Click stream analysis without session ID#

In many cases you might not have a session ID in your data so you can't group on a session as easily. But usually it's possible to extract a session from your data. For example, if you have IP addresses and timestamps in your server log, you could assume that for each IP address a new session begins when there is a gap of more than x minutes between one and the next log entry. This means that the request is coming from the same machine, but it's probably a different session. The GROUPBYGAP function helps you determine the session information.

For example, suppose you have the following input data:

Input2.png

Generating click streams can be done within one formula sheet:

=GROUPBY(#Input!IP)
=GROUPBYGAP(#Input!Timestamp;10m)
=#Input!Timestamp
=GROUP_PATH_CHANGES(#Input!URL)
=GROUP_DIFF(#Timestamp)
=JSON_ELEMENT(#Path;0)
=JSON_ELEMENT(#Path;1)

The result of this sheet looks like this:

Workbook2.png

Market basket analysis#

Another use case for group series analysis is determining which products have been bought together in one transaction in order to do recommendations. To do this analysis, you can use a GROUP_PAIR function that creates all pairs of a value within one group.

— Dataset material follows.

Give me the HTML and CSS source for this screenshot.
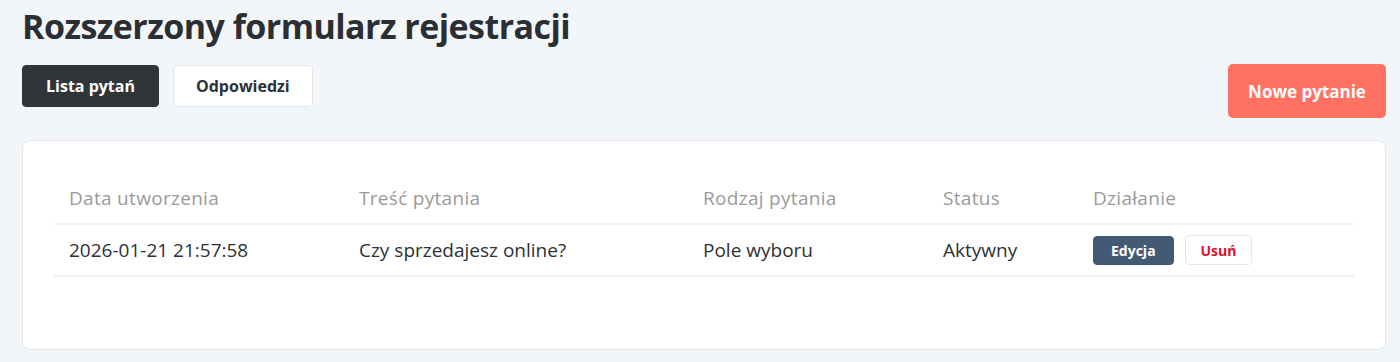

Suppose you have a data structure such as this:

You can now do the following analysis:

=GROUPBY(#Input!Transaction)
    -The GROUPBY function groups all the transactions of the same value together.
=GROUP_PAIR(#Input!Product)
    -The GROUP_PAIR function can be used after a GROUPBY function to return all pairs of values of each GROUPBY value in a list.
=LISTELEMENT(#Product_Pairs;0)
=LISTELEMENT(#Product_Pairs;1)
    -The LISTELEMENT functions are used to extract the first and second elements of the list into separate columns.

The result sheet looks like this:

Next, you can aggregate on pairs to see which pairs occur most often in one transaction.